Task requirements: Images should be left out, and everything else in the listing reproduced exactly.

--- Start Supplied information ---

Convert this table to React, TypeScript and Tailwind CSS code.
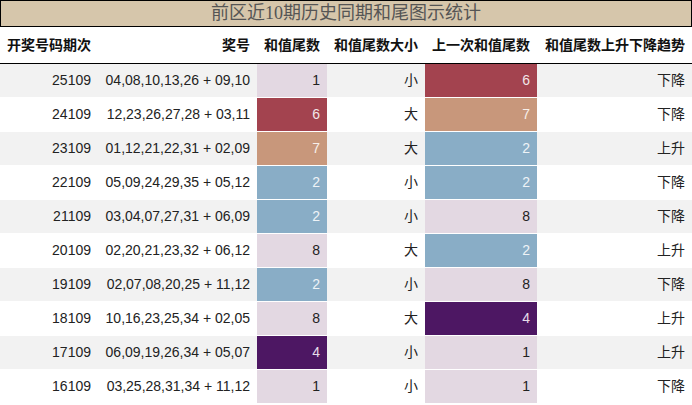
const LIGHT = 'bg-[#e3d8e2] text-[#222]';
const RED = 'bg-[#a3434f] text-[#f1e6e8]';
const TAN = 'bg-[#c8977b] text-[#f7efe9]';
const BLUE = 'bg-[#89adc6] text-[#eef3f7]';
const PURPLE = 'bg-[#4d1763] text-[#e6dcea]';

const colorOf: Record<number, string> = {
  1: LIGHT,
  8: LIGHT,
  6: RED,
  7: TAN,
  2: BLUE,
  4: PURPLE,
};

const rows = [
  { issue: '25109', nums: '04,08,10,13,26 + 09,10', tail: 1, size: '小', prev: 6, trend: '下降' },
  { issue: '24109', nums: '12,23,26,27,28 + 03,11', tail: 6, size: '大', prev: 7, trend: '下降' },
  { issue: '23109', nums: '01,12,21,22,31 + 02,09', tail: 7, size: '大', prev: 2, trend: '上升' },
  { issue: '22109', nums: '05,09,24,29,35 + 05,12', tail: 2, size: '小', prev: 2, trend: '下降' },
  { issue: '21109', nums: '03,04,07,27,31 + 06,09', tail: 2, size: '小', prev: 8, trend: '下降' },
  { issue: '20109', nums: '02,20,21,23,32 + 06,12', tail: 8, size: '大', prev: 2, trend: '上升' },
  { issue: '19109', nums: '02,07,08,20,25 + 11,12', tail: 2, size: '小', prev: 8, trend: '下降' },
  { issue: '18109', nums: '10,16,23,25,34 + 02,05', tail: 8, size: '大', prev: 4, trend: '上升' },
  { issue: '17109', nums: '06,09,19,26,34 + 05,07', tail: 4, size: '小', prev: 1, trend: '上升' },
  { issue: '16109', nums: '03,25,28,31,34 + 11,12', tail: 1, size: '小', prev: 1, trend: '下降' },
];

const cols = 'grid grid-cols-[98px_159px_70px_98px_112px_155px]';
const cell = 'flex items-center justify-end pr-[7px]';

export default function App() {
  return (
    <div className="w-[692px] h-[405px] bg-white text-[14px] text-[#222] font-['Liberation_Sans','Noto_Sans_CJK_SC',sans-serif] overflow-hidden">
      <div className="h-[27px] border border-black bg-[#d6c6ab] flex items-center justify-center text-[18px] text-[#555] font-['Liberation_Serif','Noto_Sans_CJK_SC',serif]">
        前区近10期历史同期和尾图示统计
      </div>
      <div className={`${cols} h-[37px] pt-[1px] border-b border-black font-bold text-[#111]`}>
        <div className={cell}>开奖号码期次</div>
        <div className={cell}>奖号</div>
        <div className={cell}>和值尾数</div>
        <div className={cell}>和值尾数大小</div>
        <div className={cell}>上一次和值尾数</div>
        <div className={cell}>和值尾数上升下降趋势</div>
      </div>
      {rows.map((r, i) => (
        <div
          key={r.issue}
          className={`${cols} h-[34px] border-b border-white ${i % 2 === 0 ? 'bg-[#f2f2f2]' : 'bg-white'}`}
        >
          <div className={cell}>{r.issue}</div>
          <div className={cell}>{r.nums}</div>
          <div className={`${cell} ${colorOf[r.tail]}`}>{r.tail}</div>
          <div className={cell}>{r.size}</div>
          <div className={`${cell} ${colorOf[r.prev]}`}>{r.prev}</div>
          <div className={cell}>{r.trend}</div>
        </div>
      ))}
    </div>
  );
}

--- End Supplied information ---

Solution for this exercise:
Convert this table to React, TypeScript and Tailwind CSS code.
const LIGHT = 'bg-[#e3d8e2] text-[#222]';
const RED = 'bg-[#a3434f] text-[#f1e6e8]';
const TAN = 'bg-[#c8977b] text-[#f7efe9]';
const BLUE = 'bg-[#89adc6] text-[#eef3f7]';
const PURPLE = 'bg-[#4d1763] text-[#e6dcea]';

const colorOf: Record<number, string> = {
  1: LIGHT,
  8: LIGHT,
  6: RED,
  7: TAN,
  2: BLUE,
  4: PURPLE,
};

const rows = [
  { issue: '25109', nums: '04,08,10,13,26 + 09,10', tail: 1, size: '小', prev: 6, trend: '下降' },
  { issue: '24109', nums: '12,23,26,27,28 + 03,11', tail: 6, size: '大', prev: 7, trend: '下降' },
  { issue: '23109', nums: '01,12,21,22,31 + 02,09', tail: 7, size: '大', prev: 2, trend: '上升' },
  { issue: '22109', nums: '05,09,24,29,35 + 05,12', tail: 2, size: '小', prev: 2, trend: '下降' },
  { issue: '21109', nums: '03,04,07,27,31 + 06,09', tail: 2, size: '小', prev: 8, trend: '下降' },
  { issue: '20109', nums: '02,20,21,23,32 + 06,12', tail: 8, size: '大', prev: 2, trend: '上升' },
  { issue: '19109', nums: '02,07,08,20,25 + 11,12', tail: 2, size: '小', prev: 8, trend: '下降' },
  { issue: '18109', nums: '10,16,23,25,34 + 02,05', tail: 8, size: '大', prev: 4, trend: '上升' },
  { issue: '17109', nums: '06,09,19,26,34 + 05,07', tail: 4, size: '小', prev: 1, trend: '上升' },
  { issue: '16109', nums: '03,25,28,31,34 + 11,12', tail: 1, size: '小', prev: 1, trend: '下降' },
];

const cols = 'grid grid-cols-[98px_159px_70px_98px_112px_155px]';
const cell = 'flex items-center justify-end pr-[7px]';

export default function App() {
  return (
    <div className="w-[692px] h-[405px] bg-white text-[14px] text-[#222] font-['Liberation_Sans','Noto_Sans_CJK_SC',sans-serif] overflow-hidden">
      <div className="h-[27px] border border-black bg-[#d6c6ab] flex items-center justify-center text-[18px] text-[#555] font-['Liberation_Serif','Noto_Sans_CJK_SC',serif]">
        前区近10期历史同期和尾图示统计
      </div>
      <div className={`${cols} h-[37px] pt-[1px] border-b border-black font-bold text-[#111]`}>
        <div className={cell}>开奖号码期次</div>
        <div className={cell}>奖号</div>
        <div className={cell}>和值尾数</div>
        <div className={cell}>和值尾数大小</div>
        <div className={cell}>上一次和值尾数</div>
        <div className={cell}>和值尾数上升下降趋势</div>
      </div>
      {rows.map((r, i) => (
        <div
          key={r.issue}
          className={`${cols} h-[34px] border-b border-white ${i % 2 === 0 ? 'bg-[#f2f2f2]' : 'bg-white'}`}
        >
          <div className={cell}>{r.issue}</div>
          <div className={cell}>{r.nums}</div>
          <div className={`${cell} ${colorOf[r.tail]}`}>{r.tail}</div>
          <div className={cell}>{r.size}</div>
          <div className={`${cell} ${colorOf[r.prev]}`}>{r.prev}</div>
          <div className={cell}>{r.trend}</div>
        </div>
      ))}
    </div>
  );
}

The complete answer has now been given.